Whenever we are faced with a new surgical technique, after overcoming our natural scepticism, two simultaneous questions arise: Why change at all, and if changing is deemed appropriate, how to go about it? Such is the case with bimanual phaco, a new development in cataract surgery that is unfolding with the new millennium.
I believe the question as to how the transition to bimanual phaco can be facilitated for ophthalmologists wishing to carry out microincision surgery to be more pertinent than that searching for reasons to change, as the answer would seem entirely obvious to any practitioner having successfully mastered the transition.
From the very first descriptions onwards, the bimanual nucleofracture technique has been perfected with the development of irrigating choppers that make it possible to achieve nuclear cracking without sculpting. However, for most ophthalmologists performing cataract surgery using the coaxial technique, bimanual phaco requires a more or less long learning curve, followed by another, necessary to master the phacochop technique. In fact, due to reduced mobility of the instruments nuclear fracture is more difficult when performed with a micro-incision of less than 1.5 mm than with a 3.2 mm incision.

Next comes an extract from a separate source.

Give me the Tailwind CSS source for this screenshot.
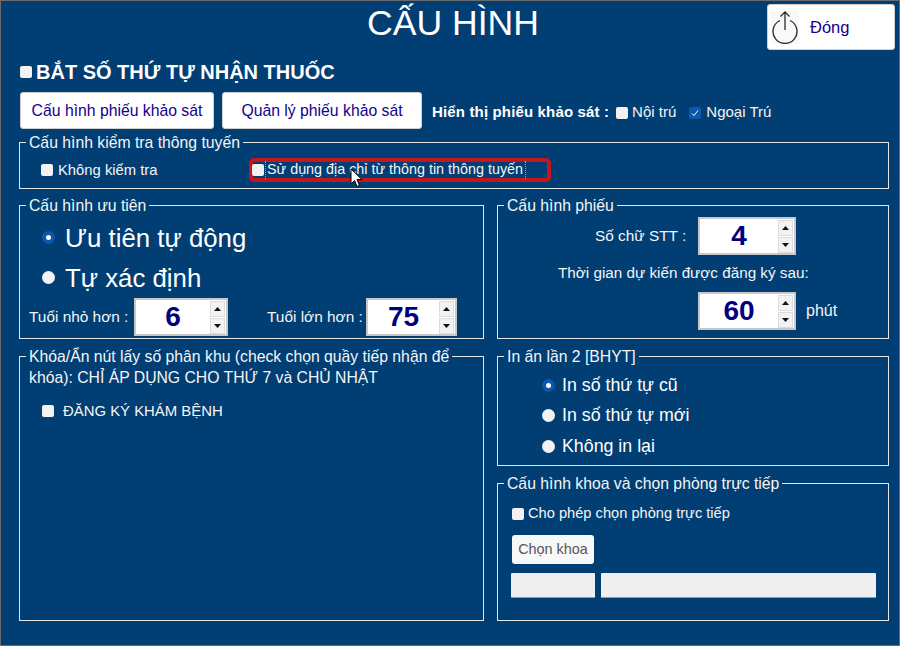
<!DOCTYPE html>
<html lang="en">
<head>
    <meta charset="UTF-8">
    <meta name="viewport" content="width=device-width, initial-scale=1.0">
    <title>Cấu hình</title>
    <script src="https://cdn.jsdelivr.net/npm/@tailwindcss/browser@4"></script>
</head>
<body class="bg-[#003e74]">
    <div class="relative w-[900px] h-[646px] overflow-hidden border border-[#6b6b6b] bg-[#003e74] text-[#f5f5f5] font-['Liberation_Sans',Arial,sans-serif] text-[15.75px]">

        <!-- Header -->
        <div class="flex h-[49px]">
            <h1 class="ml-[366px] text-[35.6px] leading-[44px] text-white">CẤU HÌNH</h1>
            <button class="ml-auto mr-[4px] mt-[3px] w-[128px] h-[46px] flex items-center bg-white rounded-[3px] border border-[#d0d0d0] text-[#14008c] text-[16.5px]">
                <svg class="ml-[3px] w-[28px] h-[33px] bg-[#f9f9f9]" viewBox="3 2 28 33" fill="none" stroke="#2a2a2a" stroke-width="1.3">
                    <path d="M12 11.5 A12 12 0 1 0 22 11.5"/>
                    <path d="M17 21 V3 M12.5 7.5 L17 3 L21.5 7.5"/>
                </svg>
                <span class="ml-[11px]">Đóng</span>
            </button>
        </div>

        <!-- Bat so thu tu -->
        <div class="flex items-center h-[24px] mt-[10px] ml-[19px]">
            <input type="checkbox" class="appearance-none w-[12px] h-[12px] rounded-[2px] bg-[#f2f2f2]">
            <span class="ml-[4px] text-[20px] font-bold text-white">BẮT SỐ THỨ TỰ NHẬN THUỐC</span>
        </div>

        <!-- Phieu khao sat -->
        <div class="flex items-center h-[37px] mt-[8px] ml-[19px]">
            <button class="w-[194px] h-[37px] bg-white rounded-[3px] border border-[#d0d0d0] text-[#14008c] text-[15.75px]">Cấu hình phiếu khảo sát</button>
            <button class="ml-[8px] w-[200px] h-[37px] bg-white rounded-[3px] border border-[#d0d0d0] text-[#14008c] text-[15.75px]">Quản lý phiếu khảo sát</button>
            <div class="flex items-center pt-[4px] text-[15px]">
                <span class="ml-[10px] font-bold tracking-[0.15px] text-white">Hiển thị phiếu khảo sát :</span>
                <input type="checkbox" class="ml-[7px] appearance-none w-[12px] h-[12px] rounded-[2px] bg-[#f2f2f2]">
                <span class="ml-[4px]">Nội trú</span>
                <span class="ml-[13px] w-[12px] h-[12px] rounded-[2px] bg-[#0a58b0] flex items-center justify-center">
                    <svg class="w-[8px] h-[8px]" viewBox="0 0 8 8" fill="none" stroke="#fff" stroke-width="1"><path d="M1 4.5 L3 6.5 L7 1.5"/></svg>
                </span>
                <span class="ml-[5px]">Ngoại Trú</span>
            </div>
        </div>

        <!-- Kiem tra thong tuyen -->
        <fieldset class="ml-[18px] mt-[5px] w-[870px] h-[55px] border border-[#e6e6e6]">
            <legend class="ml-[6px] px-[3px] leading-[17px]">Cấu hình kiểm tra thông tuyến</legend>
            <div class="flex items-center h-[24px] mt-[7px] text-[14.8px]">
                <input type="checkbox" class="ml-[21px] appearance-none w-[12px] h-[12px] rounded-[2px] bg-[#f2f2f2]">
                <span class="ml-[5px] w-[191px]">Không kiểm tra</span>
                <label class="flex items-center w-[302px] h-[24px] border-4 border-[#c8141c] rounded-[5px] text-[14.35px]">
                    <input type="checkbox" class="appearance-none -ml-[1px] w-[12px] h-[12px] rounded-[2px] bg-[#f2f2f2]">
                    <span class="ml-[1px] pl-[1px] pr-[2px] h-[18px] shrink-0 leading-[17px] border-x border-dotted border-[#8fa8c0]">Sử dụng địa chỉ từ thông tin thông tuyến</span>
                </label>
            </div>
        </fieldset>

        <!-- Two columns -->
        <div class="grid grid-cols-[465px_392px] gap-x-[13px] ml-[18px] mt-[8px]">
            <div class="flex flex-col gap-[9px]">
                <fieldset class="h-[142px] border border-[#e6e6e6]">
                    <legend class="ml-[6px] px-[3px] leading-[17px]">Cấu hình ưu tiên</legend>
                    <div class="flex items-center h-[40px] mt-[3px] text-[25.8px] text-white">
                        <span class="ml-[22px] w-[13px] h-[13px] rounded-full bg-[#0a58b0] flex items-center justify-center"><span class="w-[5px] h-[5px] rounded-full bg-white"></span></span>
                        <span class="ml-[10px] mt-[3px]">Ưu tiên tự động</span>
                    </div>
                    <div class="flex items-center h-[40px] text-[25.8px] text-white">
                        <span class="ml-[22px] w-[13px] h-[13px] rounded-full bg-[#f2f2f2]"></span>
                        <span class="ml-[10px] mt-[2px]">Tự xác định</span>
                    </div>
                    <div class="flex items-center h-[38px] mt-[1px] text-[15.4px]">
                        <span class="ml-[9px] w-[105px]">Tuổi nhỏ hơn :</span>
                        <div class="flex items-center w-[94px] h-[38px] bg-white border-2 border-[#c8c8c8]">
                            <span class="flex-1 text-center text-[28px] font-bold text-[#000080]">6</span>
                            <div class="flex flex-col gap-[1px] mr-[1px]">
                                <span class="flex items-center justify-center w-[15px] h-[16px] bg-[#f2f2f2] border border-[#dcdcdc]"><svg class="w-[7px] h-[4px]" viewBox="0 0 7 4"><path d="M3.5 0 L7 4 H0 Z" fill="#111"/></svg></span>
                                <span class="flex items-center justify-center w-[15px] h-[16px] bg-[#f2f2f2] border border-[#dcdcdc]"><svg class="w-[7px] h-[4px]" viewBox="0 0 7 4"><path d="M0 0 H7 L3.5 4 Z" fill="#111"/></svg></span>
                            </div>
                        </div>
                        <span class="ml-[39px] w-[99px]">Tuổi lớn hơn :</span>
                        <div class="flex items-center w-[91px] h-[38px] bg-white border-2 border-[#c8c8c8]">
                            <span class="flex-1 text-center text-[28px] font-bold text-[#000080]">75</span>
                            <div class="flex flex-col gap-[1px] mr-[1px]">
                                <span class="flex items-center justify-center w-[15px] h-[16px] bg-[#f2f2f2] border border-[#dcdcdc]"><svg class="w-[7px] h-[4px]" viewBox="0 0 7 4"><path d="M3.5 0 L7 4 H0 Z" fill="#111"/></svg></span>
                                <span class="flex items-center justify-center w-[15px] h-[16px] bg-[#f2f2f2] border border-[#dcdcdc]"><svg class="w-[7px] h-[4px]" viewBox="0 0 7 4"><path d="M0 0 H7 L3.5 4 Z" fill="#111"/></svg></span>
                            </div>
                        </div>
                    </div>
                </fieldset>

                <fieldset class="h-[273px] border border-[#e6e6e6]">
                    <legend class="ml-[6px] px-[3px] leading-[17px] whitespace-nowrap">Khóa/Ẩn nút lấy số phân khu (check chọn quầy tiếp nhận để</legend>
                    <p class="ml-[9px] mt-[4px] leading-[17px]">khóa): CHỈ ÁP DỤNG CHO THỨ 7 và CHỦ NHẬT</p>
                    <div class="flex items-center h-[18px] mt-[16px] text-[14.9px]">
                        <input type="checkbox" class="ml-[22px] appearance-none w-[12px] h-[12px] rounded-[2px] bg-[#f2f2f2]">
                        <span class="ml-[9px]">ĐĂNG KÝ KHÁM BỆNH</span>
                    </div>
                </fieldset>
            </div>

            <div class="flex flex-col gap-[9px]">
                <fieldset class="h-[142px] border border-[#e6e6e6]">
                    <legend class="ml-[6px] px-[3px] leading-[17px]">Cấu hình phiếu</legend>
                    <div class="flex items-center h-[38px] mt-[3px] text-[15.4px]">
                        <span class="ml-[97px] w-[103px]">Số chữ STT :</span>
                        <div class="flex items-center w-[98px] h-[38px] bg-white border-2 border-[#c8c8c8]">
                            <span class="flex-1 text-center text-[28px] font-bold text-[#000080]">4</span>
                            <div class="flex flex-col gap-[1px] mr-[1px]">
                                <span class="flex items-center justify-center w-[15px] h-[16px] bg-[#f2f2f2] border border-[#dcdcdc]"><svg class="w-[7px] h-[4px]" viewBox="0 0 7 4"><path d="M3.5 0 L7 4 H0 Z" fill="#111"/></svg></span>
                                <span class="flex items-center justify-center w-[15px] h-[16px] bg-[#f2f2f2] border border-[#dcdcdc]"><svg class="w-[7px] h-[4px]" viewBox="0 0 7 4"><path d="M0 0 H7 L3.5 4 Z" fill="#111"/></svg></span>
                            </div>
                        </div>
                    </div>
                    <p class="ml-[60px] mt-[8px] h-[29px] leading-[20px] text-[15.25px]">Thời gian dự kiến được đăng ký sau:</p>
                    <div class="flex items-center h-[38px]">
                        <div class="ml-[200px] flex items-center w-[98px] h-[38px] bg-white border-2 border-[#c8c8c8]">
                            <span class="flex-1 text-center text-[28px] font-bold text-[#000080]">60</span>
                            <div class="flex flex-col gap-[1px] mr-[1px]">
                                <span class="flex items-center justify-center w-[15px] h-[16px] bg-[#f2f2f2] border border-[#dcdcdc]"><svg class="w-[7px] h-[4px]" viewBox="0 0 7 4"><path d="M3.5 0 L7 4 H0 Z" fill="#111"/></svg></span>
                                <span class="flex items-center justify-center w-[15px] h-[16px] bg-[#f2f2f2] border border-[#dcdcdc]"><svg class="w-[7px] h-[4px]" viewBox="0 0 7 4"><path d="M0 0 H7 L3.5 4 Z" fill="#111"/></svg></span>
                            </div>
                        </div>
                        <span class="ml-[10px] -mt-[1px] text-[16px]">phút</span>
                    </div>
                </fieldset>

                <fieldset class="h-[118px] border border-[#e6e6e6]">
                    <legend class="ml-[6px] px-[3px] leading-[17px]">In ấn lần 2 [BHYT]</legend>
                    <div class="flex items-center h-[30px] mt-[5px] text-[17.8px] text-white">
                        <span class="ml-[44px] w-[13px] h-[13px] rounded-full bg-[#0a58b0] flex items-center justify-center"><span class="w-[5px] h-[5px] rounded-full bg-white"></span></span>
                        <span class="ml-[7px]">In số thứ tự cũ</span>
                    </div>
                    <div class="flex items-center h-[30px] text-[17.8px] text-white">
                        <span class="ml-[44px] w-[13px] h-[13px] rounded-full bg-[#f2f2f2]"></span>
                        <span class="ml-[7px]">In số thứ tự mới</span>
                    </div>
                    <div class="flex items-center h-[30px] mt-[1px] text-[17.8px] text-white">
                        <span class="ml-[44px] w-[13px] h-[13px] rounded-full bg-[#f2f2f2]"></span>
                        <span class="ml-[7px]">Không in lại</span>
                    </div>
                </fieldset>

                <fieldset class="h-[146px] border border-[#e6e6e6]">
                    <legend class="ml-[6px] px-[3px] leading-[17px]">Cấu hình khoa và chọn phòng trực tiếp</legend>
                    <div class="flex items-center h-[18px] mt-[13px] text-[14.65px]">
                        <input type="checkbox" class="ml-[14px] appearance-none w-[12px] h-[12px] rounded-[2px] bg-[#f2f2f2]">
                        <span class="ml-[4px]">Cho phép chọn phòng trực tiếp</span>
                    </div>
                    <button class="block ml-[14px] mt-[12px] w-[82px] h-[29px] bg-[#f8f8f8] rounded-[3px] text-[14.4px] text-[#555555]">Chọn khoa</button>
                    <div class="flex gap-[6px] ml-[13px] mt-[9px]">
                        <input type="text" class="w-[84px] h-[25px] bg-[#efefef] border-b border-[#9a9a9a] rounded-[1px]">
                        <input type="text" class="w-[275px] h-[25px] bg-[#efefef] border-b border-[#9a9a9a] rounded-[1px]">
                    </div>
                </fieldset>
            </div>
        </div>

        <!-- Mouse cursor -->
        <svg class="absolute left-[349px] top-[167px] w-[13px] h-[21px]" viewBox="0 0 13 21">
            <path d="M1 1 V16 L4.5 12.5 L7 18.5 L9.5 17.5 L7 11.5 H12 Z" fill="#fff" stroke="#000" stroke-width="1"/>
        </svg>
    </div>
</body>
</html>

On the other hand, the difficulties in synchronizing intracameral chopper manoeuvres with those of the ultrasound probe represent a hurdle for many practitioners in allowing themselves to be convinced by bimanual phaco itself.
Today, many authors believe that the bimanual phacochop technique is the most appropriate to limit ultrasound emissions and therefore to perform less invasive microincision phacoemulsification.
These concerns call for a "step by step" approach to bimanual phaco adapted to microincisions, by seeking to identify the essential issues and the pitfalls to avoid. It is with these fundamental objectives in mind that I have written this purposely concise and practical guide intended for all those who would like to learn this new technique, and whose perseverance must be encouraged, for, in the immortal words of Schopenhauer: "All that is new is first rejected and denigrated before being understood and accepted".